Sunday's scare took place shortly before 7 p.m. at the bus circle area of Union Station.

A citizen flagged down police to report a man displaying lewd conduct, one of the officers, Vicenzo Averaimo of the Los Angeles Police Department's Transit Services Division, told KTLA.

While speaking to the man, they soon discovered that the suspect was in possession of a substance that appeared to be, and that the suspect identified as, fentanyl, the officer said.

A hazardous materials crew was summoned to the scene.

Both officers and the suspect were taken to a hospital for examination, officials said. Averaimo said he and his partner felt symptoms such as lightheadedness after the possible exposure.

"I was a little scared for my partner. I was a little scared, myself," he said.

The officers were cleared at the hospital and returned to work within hours, officials said.

Fentanyl is an extremely potent synthetic opioid.

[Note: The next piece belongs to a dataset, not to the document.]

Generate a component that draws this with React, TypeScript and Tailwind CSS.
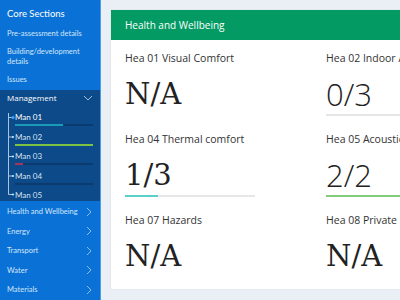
import React from "react";

const font = { fontFamily: '"Open Sans", "Noto Sans", sans-serif' };
const side = { fontFamily: 'Lato, "Open Sans", sans-serif' };

function ChevronRight() {
  return (
    <svg width="6" height="10" viewBox="0 0 6 10" className="shrink-0">
      <path d="M1 1 L5 5 L1 9" fill="none" stroke="#8dbbea" strokeWidth="1" />
    </svg>
  );
}

function ChevronDown() {
  return (
    <svg width="10" height="6" viewBox="0 0 10 6" className="shrink-0">
      <path d="M1 1 L5 5 L9 1" fill="none" stroke="#9fbfe0" strokeWidth="1" />
    </svg>
  );
}

const subs = [
  { name: "Man 01", fill: 48, color: "#1a9cb8", active: true },
  { name: "Man 02", fill: 78, color: "#7dc242" },
  { name: "Man 03", fill: 8, color: "#a5335a" },
  { name: "Man 04", fill: 0, color: "#000" },
  { name: "Man 05", fill: -1, color: "#000" },
];

const sections = ["Health and Wellbeing", "Energy", "Transport", "Water", "Materials"];

type Cell = { title: string; value: string; serif: boolean; bar?: { pct: number; color: string } };

const cells: Cell[] = [
  { title: "Hea 01 Visual Comfort", value: "N/A", serif: true },
  { title: "Hea 02 Indoor Air Quality", value: "0/3", serif: false, bar: { pct: 0, color: "#5ccfc8" } },
  { title: "Hea 04 Thermal comfort", value: "1/3", serif: true, bar: { pct: 25, color: "#5ccfc8" } },
  { title: "Hea 05 Acoustic performance", value: "2/2", serif: false, bar: { pct: 100, color: "#83cc7e" } },
  { title: "Hea 07 Hazards", value: "N/A", serif: true },
  { title: "Hea 08 Private space", value: "N/A", serif: true },
];

export default function App() {
  return (
    <div className="w-[400px] h-[300px] flex overflow-hidden bg-[#e9eff4]" style={font}>
      <aside className="w-[101px] shrink-0 h-full bg-[#0a72d6] border-r border-[#4f9ce4] flex flex-col text-white" style={side}>
        <div className="mt-[7px] pl-[7px] text-[9.5px] leading-[14px] text-white">Core Sections</div>
        <div className="mt-[7px] pl-[7px] text-[7.5px] leading-[12px] text-[#d3e5f8]">Pre-assessment details</div>
        <div className="mt-[7px] pl-[7px] text-[7.5px] leading-[10px] text-[#d3e5f8]">
          Building/development
          <br />
          details
        </div>
        <div className="mt-[7px] pl-[7px] text-[7.5px] leading-[12px] text-[#d3e5f8]">Issues</div>
        <div className="mt-[4px] bg-[#0c4a89] flex flex-col">
          <div className="h-[16px] pl-[7px] pr-[7px] flex items-center justify-between">
            <span className="text-[8px] text-white" style={font}>Management</span>
            <ChevronDown />
          </div>
          <div className="relative mt-[5px] pl-[15px] pr-[7px]">
            <svg className="absolute left-0 top-0" width="16" height="100" viewBox="0 0 16 100">
              <path d="M8.5 2 L8.5 83.5 M8.5 6.5 L13 6.5 M8.5 26 L13 26 M8.5 45.5 L13 45.5 M8.5 65 L13 65 M8.5 83.5 L13 83.5" stroke="#a9c3e0" strokeWidth="1" fill="none" />
              <circle cx="13" cy="6.5" r="1.6" fill="#3aa0ff" />
              <circle cx="13" cy="26" r="1" fill="#dbe8f6" />
              <circle cx="13" cy="45.5" r="1" fill="#dbe8f6" />
              <circle cx="13" cy="65" r="1" fill="#dbe8f6" />
              <circle cx="13" cy="83.5" r="1" fill="#dbe8f6" />
            </svg>
            {subs.map((s) => (
              <div key={s.name} className={s.fill >= 0 ? "mb-[4.5px]" : ""}>
                <div className={"text-[8px] leading-[12px] " + (s.active ? "text-white" : "text-[#d3e2f2]")}>{s.name}</div>
                {s.fill >= 0 && (
                  <div className="mt-[1px] h-[2px] w-[78px] bg-[#0a3a6e]">
                    <div className="h-full" style={{ width: s.fill, background: s.color }} />
                  </div>
                )}
              </div>
            ))}
          </div>
        </div>
        <div className="mt-[1px] flex flex-col">
          {sections.map((s) => (
            <div key={s} className="h-[19.5px] pl-[7px] pr-[8px] flex items-center justify-between">
              <span className="text-[7.5px] text-[#d3e5f8]">{s}</span>
              <ChevronRight />
            </div>
          ))}
        </div>
      </aside>
      <main className="flex-1 pl-[10px] pt-[10px] min-w-0">
        <div className="w-[420px] h-[279px] bg-white shadow-[0_0_1px_rgba(0,0,0,0.15)]">
          <div className="h-[30px] bg-[#039b63] flex items-center pl-[14px] text-white text-[10px]">Health and Wellbeing</div>
          <div className="pt-[11px] pl-[14px] grid grid-cols-[201px_201px]">
            {cells.map((c) => (
              <div key={c.title} className="h-[81px] flex flex-col">
                <div className="text-[10.5px] leading-[14px] text-[#333] whitespace-nowrap">{c.title}</div>
                <div
                  className={
                    "mt-[12px] h-[34px] leading-[34px] text-[#222] whitespace-nowrap " +
                    (c.serif ? "text-[29px]" : "text-[31px] font-light")
                  }
                  style={{ fontFamily: c.serif ? '"DejaVu Serif", serif' : '"Open Sans", sans-serif' }}
                >
                  {c.value}
                </div>
                {c.bar && (
                  <div className="mt-[3px] h-[2px] w-[130px] bg-[#e6e6e6]">
                    <div className="h-full" style={{ width: `${c.bar.pct}%`, background: c.bar.color }} />
                  </div>
                )}
              </div>
            ))}
          </div>
        </div>
      </main>
    </div>
  );
}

Even very small amounts can be dangerous, or even fatal, and the substance can even be absorbed through the skin, Lt. Allen Schubert explained.

"Contact with the skin will make someone become under the influence of it," the lieutenant said.

The investigation was ongoing. It was not yet clear what charges the suspect may ultimately face.

A similar scene unfolded Friday, when two LAPD officers and a supervisor were treated for possible fentanyl exposure in North Hollywood.

In that case, officers were investigating a report of a person brandishing a weapon near Lankershim Boulevard and Hesby Street when they came across an open container of suspected fentanyl while searching a suspect's car, police said. The three officials were taken to hospitals as a precaution.